WTI at $55 on U.S. Plans for Venezuelan Oil Supply
1/07 3:10 PM
WTI at $55 on U.S. Plans for Venezuelan Oil Supply
Barani Krishnan
DTN Refined Fuels Market Reporter
SECAUCUS, NJ (DTN) -- Crude futures tumbled by 2% for a second consecutive
day on Wednesday (1/6) as traders priced in a rapid influx to U.S. supply after
the Trump administration said it was taking ownership of stockpiled Venezuelan
oil amid plans to indefinitely control the OPEC member country's sales.
Energy prices attempted to stabilize after a second straight weekly draw in
U.S. crude stockpiles reported by the Energy Information Administration (EIA).

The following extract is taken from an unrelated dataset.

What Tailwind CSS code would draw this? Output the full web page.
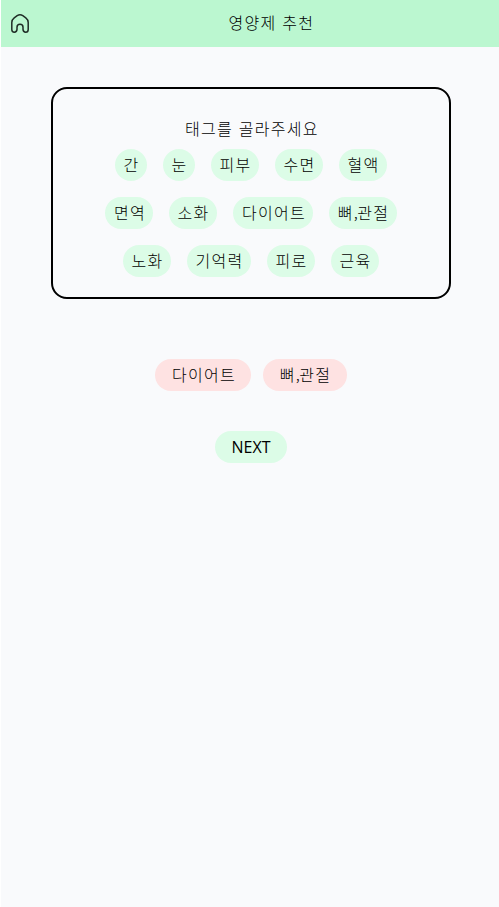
<!DOCTYPE html>
<html lang="ko">
<head>
<meta charset="utf-8">
<title>영양제 추천</title>
<script src="https://cdn.jsdelivr.net/npm/@tailwindcss/browser@4"></script>
</head>
<body class="bg-white pl-px">
<div class="h-[907px] overflow-hidden bg-[#f9fafc] font-['Noto_Sans_CJK_KR',sans-serif] text-base font-light tracking-[1.28px] text-black">
  <header class="flex h-[47px] items-center bg-[#bbf7d0]">
    <a class="flex w-10 shrink-0 pl-[9px]" href="#" aria-label="홈">
      <svg class="size-5" viewBox="0 0 20 20" fill="none" stroke="#1f2d26" stroke-width="1.5" stroke-linejoin="round"><path d="M1.8 8.6C1.8 6.6 2.6 5 4.2 3.8L7.2 1.7C9 .6 11 .6 12.8 1.7L15.8 3.8C17.4 5 18.2 6.6 18.2 8.6V15.4Q18.2 18.2 15.7 18.2Q13.2 18.2 13 15.4V13.2Q13 10.2 10 10.2Q7 10.2 7 13.2V15.4Q6.8 18.2 4.3 18.2Q1.8 18.2 1.8 15.4Z"/></svg>
    </a>
    <h1 class="flex-1 pb-[3px] pl-[3px] text-center leading-6">영양제 추천</h1>
  </header>
  <main class="flex flex-col items-center pt-10 pl-0.5">
    <section class="flex h-[212px] w-[400px] flex-col items-center rounded-2xl border-2 border-black pt-[27px]">
      <p class="mb-[9px] h-6 pl-0.5 leading-6">태그를 골라주세요</p>
      <div class="flex flex-col items-center gap-4">
        <div class="flex gap-4">
          <button class="h-8 w-8 rounded-full bg-[#dcfce7] pb-0.5 pl-px leading-[30px]">간</button>
          <button class="h-8 w-8 rounded-full bg-[#dcfce7] pb-0.5 pl-px leading-[30px]">눈</button>
          <button class="h-8 w-12 rounded-full bg-[#dcfce7] pb-0.5 pl-px leading-[30px]">피부</button>
          <button class="h-8 w-12 rounded-full bg-[#dcfce7] pb-0.5 pl-px leading-[30px]">수면</button>
          <button class="h-8 w-12 rounded-full bg-[#dcfce7] pb-0.5 pl-px leading-[30px]">혈액</button>
        </div>
        <div class="flex gap-4">
          <button class="h-8 w-12 rounded-full bg-[#dcfce7] pb-0.5 pl-0.5 leading-[30px]">면역</button>
          <button class="h-8 w-12 rounded-full bg-[#dcfce7] pb-0.5 pl-px leading-[30px]">소화</button>
          <button class="h-8 w-20 rounded-full bg-[#dcfce7] pb-0.5 pl-0.5 leading-[30px]">다이어트</button>
          <button class="h-8 w-[68px] rounded-full bg-[#dcfce7] pb-0.5 pl-px leading-[30px] whitespace-nowrap">뼈<span class="tracking-[-0.4px]">,</span>관절</button>
        </div>
        <div class="flex gap-4">
          <button class="h-8 w-12 rounded-full bg-[#dcfce7] pb-0.5 pl-px leading-[30px]">노화</button>
          <button class="h-8 w-16 rounded-full bg-[#dcfce7] pb-0.5 pl-px leading-[30px]">기억력</button>
          <button class="h-8 w-12 rounded-full bg-[#dcfce7] pb-0.5 pl-px leading-[30px]">피로</button>
          <button class="h-8 w-12 rounded-full bg-[#dcfce7] pb-0.5 pl-px leading-[30px]">근육</button>
        </div>
      </div>
    </section>
    <div class="mt-[60px] flex gap-3">
      <button class="h-8 w-24 rounded-full bg-[#fee2e2] pb-0.5 pl-0.5 leading-[30px]">다이어트</button>
      <button class="h-8 w-[84px] rounded-full bg-[#fee2e2] pb-0.5 pl-px leading-[30px] whitespace-nowrap">뼈<span class="tracking-[-0.4px]">,</span>관절</button>
    </div>
    <button class="mt-10 h-8 w-[72px] rounded-full bg-[#dcfce7] font-['Open_Sans',sans-serif] leading-8 font-normal tracking-normal">NEXT</button>
  </main>
</div>
</body>
</html>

Still, a fresh wave of selling hit both the WTI and Brent benchmarks as U.S.
President Donald Trump said that Venezuelan oil on board storage ships would be
brought directly to unloading docks in the United States. Media reports on
Wednesday said the U.S. had seized a tanker carrying Venezuelan oil in the
Atlantic, the third such seizure since last month.
U.S. Energy Secretary Chris Wright said the oil when transferred would be
under U.S. control. "Indefinitely, going forward, we will sell the production
that comes out of Venezuela into the marketplace," CNBC quoted him as saying at
a energy conference hosted by Goldman Sachs in Miami. Trump was due to meet
U.S. oil executives on Friday (1/9) for further discussions on Venezuela,
reports said.
Since the weekend capture of Venezuelan president Nicolas Maduro by U.S.
forces brought the OPEC member country under Washington's control, the Trump
administration has spoken of plans to return Venezuelan oil production to its
glorious days with the help of U.S. oil majors.
Venezuela produces around 1 million bpd now, according to OPEC, versus its
heyday output of 3.5 million bpd. U.S. production itself has hit a record 13.9
million bpd since the middle of last year.
"I'm not sure how well this is all going to pan out for Venezuela, but for a
country producing almost 14 million barrels (daily) on its own, the U.S.
doesn't need this now," John Kilduff, partner at New York energy hedge fund
Again Capital, told DTN.
On the U.S. inventory front, commercial crude stocks declined by 3.8 million
bbl to 419.1 million during the week ended January 2, extending the 1.9-million
decline of the prior week, the EIA said.
Distillate inventories rose by 5.6 million bbl to 129.3 million, after a
prior weekly build of 5 million. Total motor gasoline stockpiles increased by
7.7 million bbl to 242 million, adding to the previous weekly surplus of 5.8
million.
The NYMEX WTI contract for February delivery settled down $1.18, or 2%, at
$55.99 bbl.
ICE Brent for March delivery closed down $0.74, or 1.2%, at $59.96 bbl.
RBOB futures for February dipped $0.0019 to $1.7242 gallon while the
front-month ULSD for February fell $0.0186 to $2.0644.
The U.S. Dollar Index rose by 0.11 points to 98.43 against a currency basket.